Written task - Set down, please, exactly the lines below that run from the line with "Clone this screenshot" to the line with "origin-left scale-x-[0.885] whitespace-nowrap", both lines included.

Data supplied -
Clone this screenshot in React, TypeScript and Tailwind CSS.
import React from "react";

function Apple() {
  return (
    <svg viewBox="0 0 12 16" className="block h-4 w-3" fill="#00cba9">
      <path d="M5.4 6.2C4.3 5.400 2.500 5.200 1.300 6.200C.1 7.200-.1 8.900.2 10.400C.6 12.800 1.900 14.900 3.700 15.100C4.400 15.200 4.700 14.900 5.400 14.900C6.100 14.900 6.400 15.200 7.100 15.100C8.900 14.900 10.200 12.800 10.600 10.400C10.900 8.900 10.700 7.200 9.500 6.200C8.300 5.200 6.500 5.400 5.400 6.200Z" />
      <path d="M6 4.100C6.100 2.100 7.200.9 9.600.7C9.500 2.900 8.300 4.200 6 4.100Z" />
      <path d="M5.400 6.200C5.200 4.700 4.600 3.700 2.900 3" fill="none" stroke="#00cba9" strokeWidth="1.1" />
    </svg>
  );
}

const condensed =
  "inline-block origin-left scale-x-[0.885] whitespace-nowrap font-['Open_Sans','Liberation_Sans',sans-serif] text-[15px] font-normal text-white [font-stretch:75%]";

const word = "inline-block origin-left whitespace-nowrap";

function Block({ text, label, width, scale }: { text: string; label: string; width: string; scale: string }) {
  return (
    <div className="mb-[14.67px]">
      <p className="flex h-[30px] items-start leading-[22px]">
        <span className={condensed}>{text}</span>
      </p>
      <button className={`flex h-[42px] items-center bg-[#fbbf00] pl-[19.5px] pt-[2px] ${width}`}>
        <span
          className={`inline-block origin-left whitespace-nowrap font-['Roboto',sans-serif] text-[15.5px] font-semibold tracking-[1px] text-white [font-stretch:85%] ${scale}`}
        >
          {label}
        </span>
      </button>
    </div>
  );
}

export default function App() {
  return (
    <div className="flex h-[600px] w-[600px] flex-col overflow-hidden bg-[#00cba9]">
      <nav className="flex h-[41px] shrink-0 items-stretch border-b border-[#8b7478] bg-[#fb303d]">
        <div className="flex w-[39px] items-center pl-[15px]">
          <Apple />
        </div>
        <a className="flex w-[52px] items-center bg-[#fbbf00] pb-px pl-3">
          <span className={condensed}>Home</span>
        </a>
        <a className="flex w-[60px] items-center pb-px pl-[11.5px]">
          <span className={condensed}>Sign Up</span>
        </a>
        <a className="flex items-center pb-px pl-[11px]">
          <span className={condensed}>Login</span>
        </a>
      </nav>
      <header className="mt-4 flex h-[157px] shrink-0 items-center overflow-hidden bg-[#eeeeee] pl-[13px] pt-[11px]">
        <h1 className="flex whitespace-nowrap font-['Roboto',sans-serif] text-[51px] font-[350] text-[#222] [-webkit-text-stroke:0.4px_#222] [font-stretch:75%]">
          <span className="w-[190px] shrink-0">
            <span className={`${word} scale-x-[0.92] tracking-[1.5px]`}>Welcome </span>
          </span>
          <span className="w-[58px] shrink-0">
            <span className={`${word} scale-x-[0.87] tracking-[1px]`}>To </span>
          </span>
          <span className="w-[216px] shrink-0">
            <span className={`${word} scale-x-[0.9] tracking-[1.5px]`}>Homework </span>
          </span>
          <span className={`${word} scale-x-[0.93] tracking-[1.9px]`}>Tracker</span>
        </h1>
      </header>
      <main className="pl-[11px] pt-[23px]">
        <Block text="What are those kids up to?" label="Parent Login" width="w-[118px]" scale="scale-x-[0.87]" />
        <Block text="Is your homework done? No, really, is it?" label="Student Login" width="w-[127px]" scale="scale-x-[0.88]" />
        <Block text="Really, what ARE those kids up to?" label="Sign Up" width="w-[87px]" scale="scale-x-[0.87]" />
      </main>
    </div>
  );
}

---

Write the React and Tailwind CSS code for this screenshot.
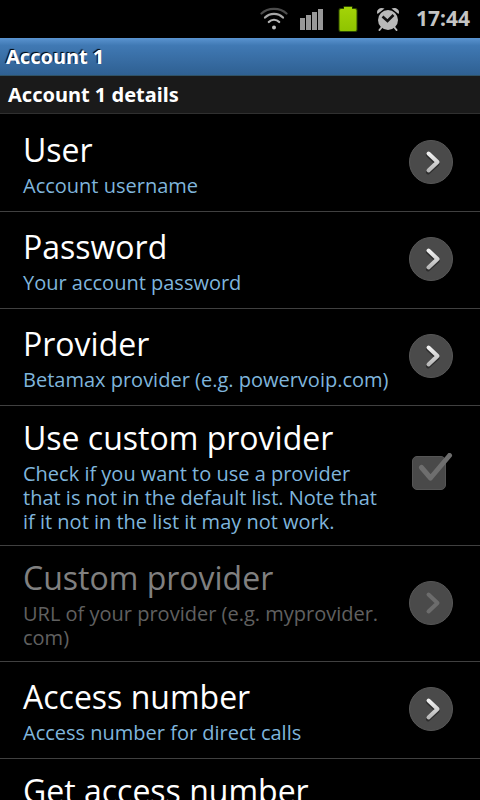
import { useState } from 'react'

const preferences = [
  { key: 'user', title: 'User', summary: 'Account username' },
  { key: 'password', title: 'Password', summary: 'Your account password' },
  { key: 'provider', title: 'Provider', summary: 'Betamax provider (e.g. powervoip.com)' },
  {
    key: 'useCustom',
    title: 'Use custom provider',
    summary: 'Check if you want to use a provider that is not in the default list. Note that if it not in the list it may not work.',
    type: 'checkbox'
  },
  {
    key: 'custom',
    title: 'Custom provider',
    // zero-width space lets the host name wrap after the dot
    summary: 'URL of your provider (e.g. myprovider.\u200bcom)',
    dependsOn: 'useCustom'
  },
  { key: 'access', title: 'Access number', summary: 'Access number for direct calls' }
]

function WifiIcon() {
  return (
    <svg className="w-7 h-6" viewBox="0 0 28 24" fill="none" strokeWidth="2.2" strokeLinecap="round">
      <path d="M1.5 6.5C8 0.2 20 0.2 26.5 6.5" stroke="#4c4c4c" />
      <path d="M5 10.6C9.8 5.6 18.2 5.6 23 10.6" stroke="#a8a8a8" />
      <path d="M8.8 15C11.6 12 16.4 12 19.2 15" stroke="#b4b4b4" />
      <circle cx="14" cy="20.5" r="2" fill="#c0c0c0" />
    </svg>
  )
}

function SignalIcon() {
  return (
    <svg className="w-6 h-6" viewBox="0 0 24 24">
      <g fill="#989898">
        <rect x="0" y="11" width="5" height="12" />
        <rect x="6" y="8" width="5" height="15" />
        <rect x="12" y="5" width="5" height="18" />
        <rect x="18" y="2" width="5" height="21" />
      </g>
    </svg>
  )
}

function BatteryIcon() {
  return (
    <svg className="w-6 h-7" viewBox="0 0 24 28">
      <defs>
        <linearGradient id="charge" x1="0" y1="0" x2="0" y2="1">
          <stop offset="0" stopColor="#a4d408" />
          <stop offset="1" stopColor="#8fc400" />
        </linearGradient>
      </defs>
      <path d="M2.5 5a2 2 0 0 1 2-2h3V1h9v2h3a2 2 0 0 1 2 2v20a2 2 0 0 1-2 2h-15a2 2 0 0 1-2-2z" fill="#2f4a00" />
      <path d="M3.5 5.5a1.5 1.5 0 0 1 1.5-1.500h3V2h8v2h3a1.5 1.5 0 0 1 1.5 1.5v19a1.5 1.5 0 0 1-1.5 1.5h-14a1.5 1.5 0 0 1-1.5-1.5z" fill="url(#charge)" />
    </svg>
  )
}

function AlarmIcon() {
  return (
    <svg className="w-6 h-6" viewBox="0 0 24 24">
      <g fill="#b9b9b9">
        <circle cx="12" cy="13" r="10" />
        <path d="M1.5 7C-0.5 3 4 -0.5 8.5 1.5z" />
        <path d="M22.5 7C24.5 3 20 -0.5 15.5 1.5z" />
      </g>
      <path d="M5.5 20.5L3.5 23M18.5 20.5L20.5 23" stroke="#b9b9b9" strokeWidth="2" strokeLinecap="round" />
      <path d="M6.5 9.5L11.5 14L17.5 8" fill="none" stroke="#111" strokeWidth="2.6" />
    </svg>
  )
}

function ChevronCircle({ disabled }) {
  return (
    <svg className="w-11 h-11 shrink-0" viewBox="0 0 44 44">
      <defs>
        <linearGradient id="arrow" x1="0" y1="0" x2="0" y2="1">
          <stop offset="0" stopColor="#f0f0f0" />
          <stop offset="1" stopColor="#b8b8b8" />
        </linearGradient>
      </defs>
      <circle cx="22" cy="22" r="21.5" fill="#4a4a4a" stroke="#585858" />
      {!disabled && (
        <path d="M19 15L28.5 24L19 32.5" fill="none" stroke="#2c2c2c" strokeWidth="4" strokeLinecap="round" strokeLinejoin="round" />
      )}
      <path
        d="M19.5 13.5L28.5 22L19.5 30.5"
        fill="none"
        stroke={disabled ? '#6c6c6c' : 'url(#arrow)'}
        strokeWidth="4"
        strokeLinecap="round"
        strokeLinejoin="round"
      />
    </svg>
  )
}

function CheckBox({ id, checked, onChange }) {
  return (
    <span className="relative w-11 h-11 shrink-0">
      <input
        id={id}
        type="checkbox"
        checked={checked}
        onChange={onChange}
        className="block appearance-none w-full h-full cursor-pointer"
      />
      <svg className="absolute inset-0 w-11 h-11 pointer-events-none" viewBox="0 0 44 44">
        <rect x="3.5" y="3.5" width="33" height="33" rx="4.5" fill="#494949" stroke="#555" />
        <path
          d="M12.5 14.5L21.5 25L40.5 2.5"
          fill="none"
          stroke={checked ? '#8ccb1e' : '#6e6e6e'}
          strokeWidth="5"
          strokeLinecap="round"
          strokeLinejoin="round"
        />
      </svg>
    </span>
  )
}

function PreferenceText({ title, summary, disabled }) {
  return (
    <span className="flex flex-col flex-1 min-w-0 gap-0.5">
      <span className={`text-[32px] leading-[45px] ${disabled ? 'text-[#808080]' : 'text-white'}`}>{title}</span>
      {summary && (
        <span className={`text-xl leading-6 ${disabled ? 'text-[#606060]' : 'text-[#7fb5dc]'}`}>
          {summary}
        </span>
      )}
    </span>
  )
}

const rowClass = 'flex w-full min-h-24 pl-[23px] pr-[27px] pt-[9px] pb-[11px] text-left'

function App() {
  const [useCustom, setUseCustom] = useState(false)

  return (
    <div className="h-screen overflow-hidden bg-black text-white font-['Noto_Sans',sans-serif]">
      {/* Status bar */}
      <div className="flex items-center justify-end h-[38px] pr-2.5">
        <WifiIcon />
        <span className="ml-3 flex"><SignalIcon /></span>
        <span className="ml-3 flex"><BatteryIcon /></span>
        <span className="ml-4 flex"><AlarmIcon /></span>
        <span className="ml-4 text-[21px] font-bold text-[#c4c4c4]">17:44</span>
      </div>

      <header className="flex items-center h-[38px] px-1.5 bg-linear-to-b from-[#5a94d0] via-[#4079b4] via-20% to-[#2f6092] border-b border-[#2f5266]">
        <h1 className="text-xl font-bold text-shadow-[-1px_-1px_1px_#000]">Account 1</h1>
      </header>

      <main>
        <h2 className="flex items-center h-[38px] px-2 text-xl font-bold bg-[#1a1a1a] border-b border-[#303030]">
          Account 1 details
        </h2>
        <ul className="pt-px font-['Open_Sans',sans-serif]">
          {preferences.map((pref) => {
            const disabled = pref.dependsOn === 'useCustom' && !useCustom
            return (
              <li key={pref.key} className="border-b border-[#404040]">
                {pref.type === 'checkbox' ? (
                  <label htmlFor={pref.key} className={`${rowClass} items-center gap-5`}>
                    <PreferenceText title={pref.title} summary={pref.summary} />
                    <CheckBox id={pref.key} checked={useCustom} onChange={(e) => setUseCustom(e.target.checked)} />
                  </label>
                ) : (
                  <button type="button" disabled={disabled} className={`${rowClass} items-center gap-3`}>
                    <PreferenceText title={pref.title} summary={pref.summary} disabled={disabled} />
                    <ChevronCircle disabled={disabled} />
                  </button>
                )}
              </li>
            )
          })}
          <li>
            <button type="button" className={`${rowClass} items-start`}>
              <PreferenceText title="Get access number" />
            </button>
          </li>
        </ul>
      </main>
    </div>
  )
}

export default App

The completed task -
Clone this screenshot in React, TypeScript and Tailwind CSS.
import React from "react";

function Apple() {
  return (
    <svg viewBox="0 0 12 16" className="block h-4 w-3" fill="#00cba9">
      <path d="M5.4 6.2C4.3 5.400 2.500 5.200 1.300 6.200C.1 7.200-.1 8.900.2 10.400C.6 12.800 1.900 14.900 3.700 15.100C4.400 15.200 4.700 14.900 5.400 14.900C6.100 14.900 6.400 15.200 7.100 15.100C8.900 14.900 10.200 12.800 10.600 10.400C10.900 8.900 10.700 7.200 9.500 6.200C8.300 5.200 6.500 5.400 5.400 6.200Z" />
      <path d="M6 4.100C6.100 2.100 7.200.9 9.600.7C9.500 2.900 8.300 4.200 6 4.100Z" />
      <path d="M5.400 6.200C5.200 4.700 4.600 3.700 2.900 3" fill="none" stroke="#00cba9" strokeWidth="1.1" />
    </svg>
  );
}

const condensed =
  "inline-block origin-left scale-x-[0.885] whitespace-nowrap font-['Open_Sans','Liberation_Sans',sans-serif] text-[15px] font-normal text-white [font-stretch:75%]";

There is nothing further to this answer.